▶ **COLLECTED DATA**
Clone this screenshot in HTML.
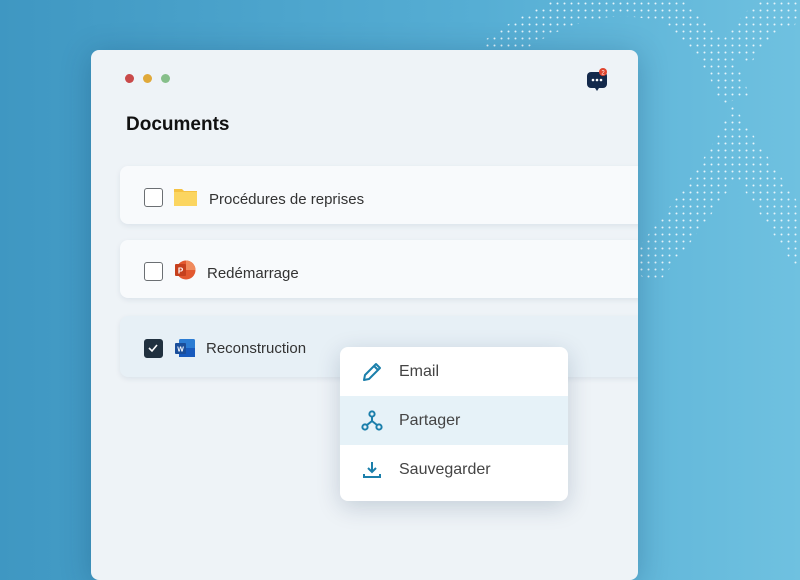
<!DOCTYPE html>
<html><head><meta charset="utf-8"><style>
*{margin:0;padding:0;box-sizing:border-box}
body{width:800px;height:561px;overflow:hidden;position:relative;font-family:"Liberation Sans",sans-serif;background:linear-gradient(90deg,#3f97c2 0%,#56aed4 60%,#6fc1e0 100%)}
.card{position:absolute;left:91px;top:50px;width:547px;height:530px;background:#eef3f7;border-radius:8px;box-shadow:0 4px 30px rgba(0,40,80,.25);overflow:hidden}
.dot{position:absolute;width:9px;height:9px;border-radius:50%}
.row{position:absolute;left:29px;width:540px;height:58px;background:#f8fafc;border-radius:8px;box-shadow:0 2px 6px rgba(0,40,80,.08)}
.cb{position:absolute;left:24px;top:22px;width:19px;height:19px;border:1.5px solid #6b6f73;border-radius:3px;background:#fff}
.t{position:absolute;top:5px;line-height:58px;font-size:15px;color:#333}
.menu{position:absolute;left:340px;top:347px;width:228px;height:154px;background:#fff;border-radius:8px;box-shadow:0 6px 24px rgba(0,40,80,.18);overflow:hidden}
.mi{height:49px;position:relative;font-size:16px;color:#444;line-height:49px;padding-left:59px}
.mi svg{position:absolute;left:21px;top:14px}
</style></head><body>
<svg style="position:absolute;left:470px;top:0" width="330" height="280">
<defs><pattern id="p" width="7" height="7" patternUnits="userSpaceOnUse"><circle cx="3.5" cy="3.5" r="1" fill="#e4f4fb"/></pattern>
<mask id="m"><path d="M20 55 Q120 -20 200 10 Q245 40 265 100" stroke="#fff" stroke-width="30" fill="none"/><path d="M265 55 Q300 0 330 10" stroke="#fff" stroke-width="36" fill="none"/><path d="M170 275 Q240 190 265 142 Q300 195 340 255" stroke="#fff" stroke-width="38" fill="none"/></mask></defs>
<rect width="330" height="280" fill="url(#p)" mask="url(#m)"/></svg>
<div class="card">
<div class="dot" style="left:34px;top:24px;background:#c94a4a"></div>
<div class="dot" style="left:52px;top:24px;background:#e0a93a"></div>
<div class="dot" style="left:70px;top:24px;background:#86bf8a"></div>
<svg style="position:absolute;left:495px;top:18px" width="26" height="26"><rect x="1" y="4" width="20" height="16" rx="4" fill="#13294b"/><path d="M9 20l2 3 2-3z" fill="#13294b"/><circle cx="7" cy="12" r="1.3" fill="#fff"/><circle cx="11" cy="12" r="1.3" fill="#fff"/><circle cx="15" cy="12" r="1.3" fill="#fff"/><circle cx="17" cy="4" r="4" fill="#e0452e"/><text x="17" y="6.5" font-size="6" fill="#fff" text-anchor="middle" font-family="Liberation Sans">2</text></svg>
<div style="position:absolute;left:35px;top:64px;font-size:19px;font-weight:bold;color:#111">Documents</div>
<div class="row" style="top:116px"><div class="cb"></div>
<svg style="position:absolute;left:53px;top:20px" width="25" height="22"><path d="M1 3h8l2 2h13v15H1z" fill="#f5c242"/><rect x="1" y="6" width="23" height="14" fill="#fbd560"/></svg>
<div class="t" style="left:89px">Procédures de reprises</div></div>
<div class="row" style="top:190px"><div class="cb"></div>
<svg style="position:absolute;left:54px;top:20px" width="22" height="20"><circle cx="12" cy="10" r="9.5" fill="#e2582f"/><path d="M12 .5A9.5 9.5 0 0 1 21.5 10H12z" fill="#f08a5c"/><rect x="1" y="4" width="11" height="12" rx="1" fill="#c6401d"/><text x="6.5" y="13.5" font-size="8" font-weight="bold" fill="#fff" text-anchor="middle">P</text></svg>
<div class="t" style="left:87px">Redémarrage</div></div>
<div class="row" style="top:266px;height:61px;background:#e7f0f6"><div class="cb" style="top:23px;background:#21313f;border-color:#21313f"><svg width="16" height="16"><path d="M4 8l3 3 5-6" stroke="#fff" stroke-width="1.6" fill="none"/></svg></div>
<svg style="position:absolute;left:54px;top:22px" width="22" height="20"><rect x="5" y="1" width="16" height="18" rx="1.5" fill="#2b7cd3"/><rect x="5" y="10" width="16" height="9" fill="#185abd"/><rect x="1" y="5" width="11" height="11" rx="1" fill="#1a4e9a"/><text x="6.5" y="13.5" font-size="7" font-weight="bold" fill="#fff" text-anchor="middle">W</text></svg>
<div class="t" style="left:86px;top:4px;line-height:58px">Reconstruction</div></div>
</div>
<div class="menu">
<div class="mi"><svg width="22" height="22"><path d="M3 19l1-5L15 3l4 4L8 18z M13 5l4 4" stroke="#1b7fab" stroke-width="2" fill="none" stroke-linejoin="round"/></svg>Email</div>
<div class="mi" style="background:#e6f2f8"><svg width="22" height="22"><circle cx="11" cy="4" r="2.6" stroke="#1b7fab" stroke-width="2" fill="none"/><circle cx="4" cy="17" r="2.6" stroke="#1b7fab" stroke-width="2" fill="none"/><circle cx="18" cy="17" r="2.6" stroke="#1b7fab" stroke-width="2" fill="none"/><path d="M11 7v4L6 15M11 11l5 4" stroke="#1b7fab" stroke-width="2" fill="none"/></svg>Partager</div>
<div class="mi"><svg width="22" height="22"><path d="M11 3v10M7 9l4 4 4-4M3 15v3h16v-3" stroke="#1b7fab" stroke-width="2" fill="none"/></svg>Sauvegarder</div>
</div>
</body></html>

▶ **WHAT NEEDS TO BE DONE**
Write out each line again precisely as it appears, skipping every picture.

▶ **EXERCISE RESPONSE**
Clone this screenshot in HTML.
<!DOCTYPE html>
<html><head><meta charset="utf-8"><style>
*{margin:0;padding:0;box-sizing:border-box}
body{width:800px;height:561px;overflow:hidden;position:relative;font-family:"Liberation Sans",sans-serif;background:linear-gradient(90deg,#3f97c2 0%,#56aed4 60%,#6fc1e0 100%)}
.card{position:absolute;left:91px;top:50px;width:547px;height:530px;background:#eef3f7;border-radius:8px;box-shadow:0 4px 30px rgba(0,40,80,.25);overflow:hidden}
.dot{position:absolute;width:9px;height:9px;border-radius:50%}
.row{position:absolute;left:29px;width:540px;height:58px;background:#f8fafc;border-radius:8px;box-shadow:0 2px 6px rgba(0,40,80,.08)}
.cb{position:absolute;left:24px;top:22px;width:19px;height:19px;border:1.5px solid #6b6f73;border-radius:3px;background:#fff}
.t{position:absolute;top:5px;line-height:58px;font-size:15px;color:#333}
.menu{position:absolute;left:340px;top:347px;width:228px;height:154px;background:#fff;border-radius:8px;box-shadow:0 6px 24px rgba(0,40,80,.18);overflow:hidden}
.mi{height:49px;position:relative;font-size:16px;color:#444;line-height:49px;padding-left:59px}
.mi svg{position:absolute;left:21px;top:14px}
</style></head><body>
<svg style="position:absolute;left:470px;top:0" width="330" height="280">
<defs><pattern id="p" width="7" height="7" patternUnits="userSpaceOnUse"><circle cx="3.5" cy="3.5" r="1" fill="#e4f4fb"/></pattern>
<mask id="m"><path d="M20 55 Q120 -20 200 10 Q245 40 265 100" stroke="#fff" stroke-width="30" fill="none"/><path d="M265 55 Q300 0 330 10" stroke="#fff" stroke-width="36" fill="none"/><path d="M170 275 Q240 190 265 142 Q300 195 340 255" stroke="#fff" stroke-width="38" fill="none"/></mask></defs>
<rect width="330" height="280" fill="url(#p)" mask="url(#m)"/></svg>
<div class="card">
<div class="dot" style="left:34px;top:24px;background:#c94a4a"></div>
<div class="dot" style="left:52px;top:24px;background:#e0a93a"></div>
<div class="dot" style="left:70px;top:24px;background:#86bf8a"></div>
<svg style="position:absolute;left:495px;top:18px" width="26" height="26"><rect x="1" y="4" width="20" height="16" rx="4" fill="#13294b"/><path d="M9 20l2 3 2-3z" fill="#13294b"/><circle cx="7" cy="12" r="1.3" fill="#fff"/><circle cx="11" cy="12" r="1.3" fill="#fff"/><circle cx="15" cy="12" r="1.3" fill="#fff"/><circle cx="17" cy="4" r="4" fill="#e0452e"/><text x="17" y="6.5" font-size="6" fill="#fff" text-anchor="middle" font-family="Liberation Sans">2</text></svg>
<div style="position:absolute;left:35px;top:64px;font-size:19px;font-weight:bold;color:#111">Documents</div>
<div class="row" style="top:116px"><div class="cb"></div>
<svg style="position:absolute;left:53px;top:20px" width="25" height="22"><path d="M1 3h8l2 2h13v15H1z" fill="#f5c242"/><rect x="1" y="6" width="23" height="14" fill="#fbd560"/></svg>
<div class="t" style="left:89px">Procédures de reprises</div></div>
<div class="row" style="top:190px"><div class="cb"></div>
<svg style="position:absolute;left:54px;top:20px" width="22" height="20"><circle cx="12" cy="10" r="9.5" fill="#e2582f"/><path d="M12 .5A9.5 9.5 0 0 1 21.5 10H12z" fill="#f08a5c"/><rect x="1" y="4" width="11" height="12" rx="1" fill="#c6401d"/><text x="6.5" y="13.5" font-size="8" font-weight="bold" fill="#fff" text-anchor="middle">P</text></svg>
<div class="t" style="left:87px">Redémarrage</div></div>
<div class="row" style="top:266px;height:61px;background:#e7f0f6"><div class="cb" style="top:23px;background:#21313f;border-color:#21313f"><svg width="16" height="16"><path d="M4 8l3 3 5-6" stroke="#fff" stroke-width="1.6" fill="none"/></svg></div>
<svg style="position:absolute;left:54px;top:22px" width="22" height="20"><rect x="5" y="1" width="16" height="18" rx="1.5" fill="#2b7cd3"/><rect x="5" y="10" width="16" height="9" fill="#185abd"/><rect x="1" y="5" width="11" height="11" rx="1" fill="#1a4e9a"/><text x="6.5" y="13.5" font-size="7" font-weight="bold" fill="#fff" text-anchor="middle">W</text></svg>
<div class="t" style="left:86px;top:4px;line-height:58px">Reconstruction</div></div>
</div>
<div class="menu">
<div class="mi"><svg width="22" height="22"><path d="M3 19l1-5L15 3l4 4L8 18z M13 5l4 4" stroke="#1b7fab" stroke-width="2" fill="none" stroke-linejoin="round"/></svg>Email</div>
<div class="mi" style="background:#e6f2f8"><svg width="22" height="22"><circle cx="11" cy="4" r="2.6" stroke="#1b7fab" stroke-width="2" fill="none"/><circle cx="4" cy="17" r="2.6" stroke="#1b7fab" stroke-width="2" fill="none"/><circle cx="18" cy="17" r="2.6" stroke="#1b7fab" stroke-width="2" fill="none"/><path d="M11 7v4L6 15M11 11l5 4" stroke="#1b7fab" stroke-width="2" fill="none"/></svg>Partager</div>
<div class="mi"><svg width="22" height="22"><path d="M11 3v10M7 9l4 4 4-4M3 15v3h16v-3" stroke="#1b7fab" stroke-width="2" fill="none"/></svg>Sauvegarder</div>
</div>
</body></html>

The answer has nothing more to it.